Increasing the number of gitserver replicas can improve performance when your instance contains a large number of repositories. Repository clones are consistently striped across all gitserver replicas. Other services need to be aware of how many gitserver replicas exist so they can resolve an individual repo.

To change the number of gitserver replicas:

  1. Update the replicas field in gitserver.StatefulSet.yaml.

  2. Update the SRC_GIT_SERVERS environment variable in all services to reflect the number of replicas.

    For example, if there are 2 gitservers then SRC_GIT_SERVERS should have the value gitserver-0.gitserver:3178 gitserver-1.gitserver:3178:

    - env:
        - name: SRC_GIT_SERVERS
          value: gitserver-0.gitserver:3178 gitserver-1.gitserver:3178
  3. Update the requested storage capacity in base/indexed-search/indexed-search.PersistentVolumeClaim.yaml to be 200Gi multiplied by the number of gitserver replicas.

    For example, if there are 2 gitserver replicas then the storage requested in base/indexed-search/indexed-search.PersistentVolumeClaim.yaml should have the value 400Gi.

    # base/indexed-search/indexed-search.PersistentVolumeClaim.yaml
    spec:
      resources:
        requests:
          storage: 400Gi

Here is a convenience script that performs all three steps:

# This script requires https://github.com/sourcegraph/jy and https://github.com/sourcegraph/yj

GS=base/gitserver/gitserver.StatefulSet.yaml

REPLICA_COUNT=2 # number of gitserver replicas

# Update gitserver replica count
cat $GS | yj | jq ".spec.replicas = $REPLICA_COUNT" | jy -o $GS

# Compute all gitserver names
GITSERVERS=$(for i in `seq 0 $(($REPLICA_COUNT-1))`; do echo -n "gitserver-$i.gitserver:3178 "; done)

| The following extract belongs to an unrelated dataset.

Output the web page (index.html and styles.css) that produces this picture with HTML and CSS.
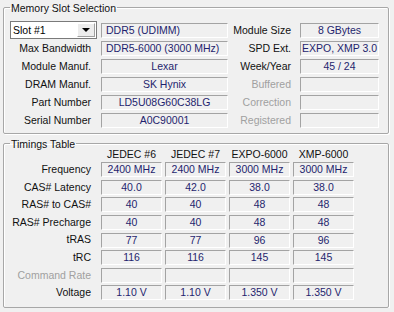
FILE: index.html
```html
<!DOCTYPE html>
<html lang="en">
<head>
<meta charset="UTF-8">
<meta name="viewport" content="width=device-width, initial-scale=1.0">
<title>SPD</title>
<link rel="stylesheet" href="styles.css">
</head>
<body>
<fieldset class="group slots">
    <legend>Memory Slot Selection</legend>
    <div class="slot-grid">
        <div class="combo">
            <span class="combo-text">Slot #1</span>
            <span class="combo-btn"><span class="arrow"></span></span>
        </div>
        <div class="field left">DDR5 (UDIMM)</div>
        <div class="label">Module Size</div>
        <div class="field">8 GBytes</div>

        <div class="label">Max Bandwidth</div>
        <div class="field left">DDR5-6000 (3000 MHz)</div>
        <div class="label">SPD Ext.</div>
        <div class="field">EXPO, XMP 3.0</div>

        <div class="label">Module Manuf.</div>
        <div class="field">Lexar</div>
        <div class="label">Week/Year</div>
        <div class="field">45 / 24</div>

        <div class="label">DRAM Manuf.</div>
        <div class="field">SK Hynix</div>
        <div class="label off">Buffered</div>
        <div class="field"></div>

        <div class="label">Part Number</div>
        <div class="field">LD5U08G60C38LG</div>
        <div class="label off">Correction</div>
        <div class="field"></div>

        <div class="label">Serial Number</div>
        <div class="field">A0C90001</div>
        <div class="label off">Registered</div>
        <div class="field"></div>
    </div>
</fieldset>

<fieldset class="group timings">
    <legend>Timings Table</legend>
    <div class="timing-grid">
        <div></div>
        <div class="head">JEDEC #6</div>
        <div class="head">JEDEC #7</div>
        <div class="head">EXPO-6000</div>
        <div class="head">XMP-6000</div>

        <div class="label">Frequency</div>
        <div class="field">2400 MHz</div>
        <div class="field">2400 MHz</div>
        <div class="field">3000 MHz</div>
        <div class="field">3000 MHz</div>

        <div class="label">CAS# Latency</div>
        <div class="field">40.0</div>
        <div class="field">42.0</div>
        <div class="field">38.0</div>
        <div class="field">38.0</div>

        <div class="label">RAS# to CAS#</div>
        <div class="field">40</div>
        <div class="field">40</div>
        <div class="field">48</div>
        <div class="field">48</div>

        <div class="label">RAS# Precharge</div>
        <div class="field">40</div>
        <div class="field">40</div>
        <div class="field">48</div>
        <div class="field">48</div>

        <div class="label">tRAS</div>
        <div class="field">77</div>
        <div class="field">77</div>
        <div class="field">96</div>
        <div class="field">96</div>

        <div class="label">tRC</div>
        <div class="field">116</div>
        <div class="field">116</div>
        <div class="field">145</div>
        <div class="field">145</div>

        <div class="label off">Command Rate</div>
        <div class="field"></div>
        <div class="field"></div>
        <div class="field"></div>
        <div class="field"></div>

        <div class="label">Voltage</div>
        <div class="field">1.10 V</div>
        <div class="field">1.10 V</div>
        <div class="field">1.350 V</div>
        <div class="field">1.350 V</div>
    </div>
</fieldset>
</body>
</html>
```

FILE: styles.css
```css
body {
    margin: 0;
    background-color: #f0f0f0;
    font-family: "Liberation Sans", Arial, sans-serif;
    font-size: 10.5px;
    color: #111;
}
.group {
    margin: 0 5px 0 3px;
    padding: 7px 0 4px 6px;
    border: 1px solid #a7a7a7;
    border-radius: 2px;
    box-shadow: inset 1px 1px #fff, 1px 1px #fff;
}
.group legend {
    padding: 3px 1px 0;
    line-height: 11px;
    color: #111;
}
.timings {
    margin-top: 2px;
    padding-top: 0;
    padding-bottom: 5px;
}
.slot-grid {
    display: grid;
    grid-template-columns: 87px 127px 64px 79px;
    grid-auto-rows: 18px;
    column-gap: 4px;
}
.timing-grid {
    display: grid;
    grid-template-columns: 88px repeat(4, 61px);
    grid-template-rows: 14px repeat(8, 17.6px);
    column-gap: 3px;
    margin-top: -3px;
}
.label {
    text-align: right;
    padding-right: 5px;
    line-height: 18px;
    white-space: nowrap;
}
.slot-grid .label:nth-child(4n+1) {
    padding-right: 6px;
}
.timing-grid .label {
    padding-right: 7px;
    line-height: 17.6px;
}
.label.off {
    color: #a0a0a0;
}
.head {
    text-align: center;
    line-height: 14px;
    white-space: nowrap;
}
.field {
    box-sizing: border-box;
    height: 15px;
    align-self: center;
    border-top: 1px solid #a3a3a3;
    border-left: 1px solid #a3a3a3;
    border-bottom: 1px solid #fff;
    border-right: 1px solid #fff;
    line-height: 13px;
    text-align: center;
    color: #1f1f6e;
    white-space: nowrap;
    overflow: hidden;
}
.field.left {
    text-align: left;
    padding-left: 4px;
}
.combo {
    box-sizing: border-box;
    height: 18px;
    display: flex;
    align-items: stretch;
    background-color: #fff;
    border: 1px solid #7a7a7a;
}
.combo-text {
    flex: 1;
    padding-left: 2px;
    line-height: 16px;
    color: #000;
}
.combo-btn {
    width: 16px;
    margin: 1px;
    display: flex;
    align-items: center;
    justify-content: center;
    background-color: #ececec;
    border-left: 1px solid #fff;
    border-top: 1px solid #fff;
    border-right: 1px solid #a0a0a0;
    border-bottom: 1px solid #a0a0a0;
}
.arrow {
    width: 0;
    height: 0;
    border-left: 4px solid transparent;
    border-right: 4px solid transparent;
    border-top: 4px solid #000;
}
```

# Update SRC_GIT_SERVERS environment variable in other services
find . -name "*yaml" -exec sed -i.sedibak -e "s/value: gitserver-0.gitserver:3178.*/value: $GITSERVERS/g" {} +

IDX_SEARCH=base/indexed-search/indexed-search.PersistentVolumeClaim.yaml

# Update the storage requested in indexed-search's persistent volume claim
cat $IDX_SEARCH | yj | jq --arg REPLICA_COUNT "$REPLICA_COUNT" '.spec.resources.requests.storage = ((($REPLICA_COUNT |tonumber)  * 200) | tostring)+"Gi"' | jy -o $IDX_SEARCH

# Delete sed's backup files
find . -name "*.sedibak" -delete

Commit the outstanding changes.

Assign resource-hungry pods to larger nodes

If you have a heterogeneous cluster where you need to ensure certain more resource-hungry pods are assigned to more powerful nodes (e.g. indexedSearch), you can specify node constraints (such as nodeSelector, etc.).

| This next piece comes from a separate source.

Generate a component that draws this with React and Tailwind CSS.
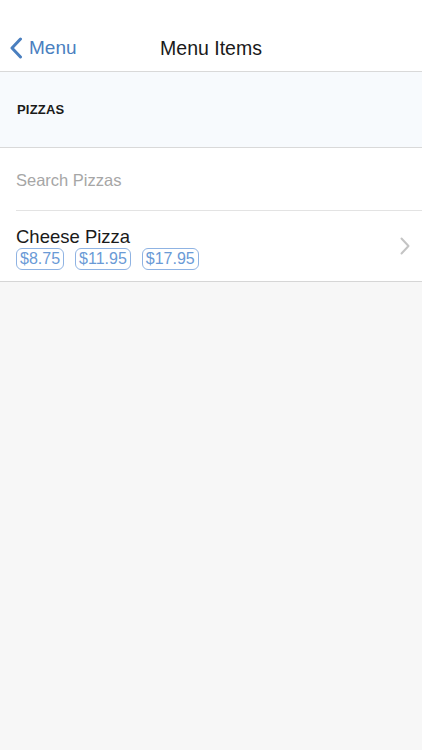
export default function App() {
  const font = { fontFamily: '"Helvetica Neue", "Liberation Sans", Arial, sans-serif' };
  return (
    <div className="w-[422px] h-[750px] bg-[#f7f7f7] flex flex-col" style={font}>
      <div className="h-[72px] bg-white flex items-end pb-[11px] relative border-b border-[#d9d9d9]">
        <div className="flex items-center pl-[9px] text-[#4a7fbf]">
          <svg width="14" height="22" viewBox="0 0 14 22" fill="none">
            <path d="M11.5 2 L3 11 L11.5 20" stroke="#4a7fbf" strokeWidth="3" strokeLinecap="round" strokeLinejoin="round" />
          </svg>
          <span className="ml-[6px] text-[19px] leading-[24px]">Menu</span>
        </div>
        <div className="absolute left-0 right-0 bottom-[11px] text-center text-[19.5px] leading-[24px] font-medium text-[#1a1a1a] pointer-events-none">Menu Items</div>
      </div>
      <div className="h-[76px] bg-[#f7fafd] border-b border-[#d9d9d9] flex items-center px-[17px]">
        <span className="text-[13px] font-bold text-[#1a1a1a] tracking-[0.2px]">PIZZAS</span>
      </div>
      <div className="bg-white border-b border-[#d6d6d6]">
        <div className="h-[62px] flex items-center px-[16px] pt-[2px]">
          <span className="text-[16.5px] text-[#a6a6a6]">Search Pizzas</span>
        </div>
        <div className="ml-[16px] border-t border-[#e3e3e3] h-[71px] flex items-center pr-[12px]">
          <div className="flex-1 flex flex-col pt-[3px]">
            <span className="text-[18.5px] leading-[21px] text-[#1a1a1a]">Cheese Pizza</span>
            <div className="flex gap-[11px] mt-[1px]">
              {["$8.75", "$11.95", "$17.95"].map((p) => (
                <span key={p} className="border border-[#8fb3e3] rounded-[6px] px-[3px] text-[16px] leading-[20px] text-[#6a9ad6]">{p}</span>
              ))}
            </div>
          </div>
          <svg width="10" height="18" viewBox="0 0 10 18" fill="none">
            <path d="M1.5 1.5 L8.5 9 L1.5 16.5" stroke="#c4c4c4" strokeWidth="2" strokeLinecap="round" strokeLinejoin="round" />
          </svg>
        </div>
      </div>
    </div>
  );
}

This is useful if, for example, you have a very large monorepo that performs best when gitserver and searcher are on very large nodes, but you want to use smaller nodes for sourcegraph-frontend, repo-updater, etc. Node constraints can also be useful to ensure fast updates by ensuring certain pods are assigned to specific nodes, preventing the need for manual pod shuffling.

See the official documentation for instructions about applying node constraints.

Configure a storage class

Sourcegraph relies on the default storage class of your cluster. If your cluster does not have a default storage class or if you wish to use a different storage class for Sourcegraph, then you need to update all PersistentVolumeClaims with the name of the desired storage class.

# This script requires https://github.com/sourcegraph/jy and https://github.com/sourcegraph/yj
find . -name "*PersistentVolumeClaim.yaml" -exec sh -c "cat {} | yj | jq '.spec.storageClassName = \"$STORAGE_CLASS_NAME\"' | jy -o {}" \;

Configure Lightstep tracing

Lightstep is a closed-source distributed tracing and performance monitoring tool created by some of the authors of Dapper. Every Sourcegraph deployment supports Lightstep, and it can be configured via the following environment variables (with example values):

env:
  # https://about.sourcegraph.com/docs/config/site/#lightstepproject-string
  - name: LIGHTSTEP_PROJECT
    value: my_project

  # https://about.sourcegraph.com/docs/config/site/#lightstepaccesstoken-string
  - name: LIGHTSTEP_ACCESS_TOKEN
    value: abcdefg

  # If false, any logs (https://github.com/opentracing/specification/blob/master/specification.md#log-structured-data)
  # from spans will be omitted from the spans sent to Lightstep.
  - name: LIGHTSTEP_INCLUDE_SENSITIVE
    value: true

To enable this, you must first purchase Lightstep and create a project corresponding to the Sourcegraph instance. Then, add the above environment to each deployment.

Configure custom Redis

Sourcegraph supports specifying a custom Redis server for:

  • caching information (specified via the REDIS_CACHE_ENDPOINT environment variable)
  • storing information (session data) (specified via the REDIS_STORE_ENDPOINT environment variable)

If you want to specify a custom Redis server, you'll need specify the corresponding environment variable for each of the following deployments:

  • sourcegraph-frontend
  • indexer
  • lsp-proxy
  • repo-updater
  • xlang-go
  • xlang-go-bg

Configure custom PostgreSQL

You may prefer to configure Sourcegraph to store data in an external PostgreSQL instance if you already have existing database management or backup infrastructure.

Simply edit the relevant PostgreSQL environment variables (e.g. PGHOST, PGPORT, PGUSER, etc.) in base/frontend/sourcegraph-frontend.Deployment.yaml to point to your existing PostgreSQL instance.

Install without RBAC

Sourcegraph Data Center communicates with the Kubernetes API for service discovery. It also has some janitor DaemonSets that clean up temporary cache data. To do that we need to create RBAC resources.

If using RBAC is not an option, then you will not want to apply *.Role.yaml and *.RoleBinding.yaml files.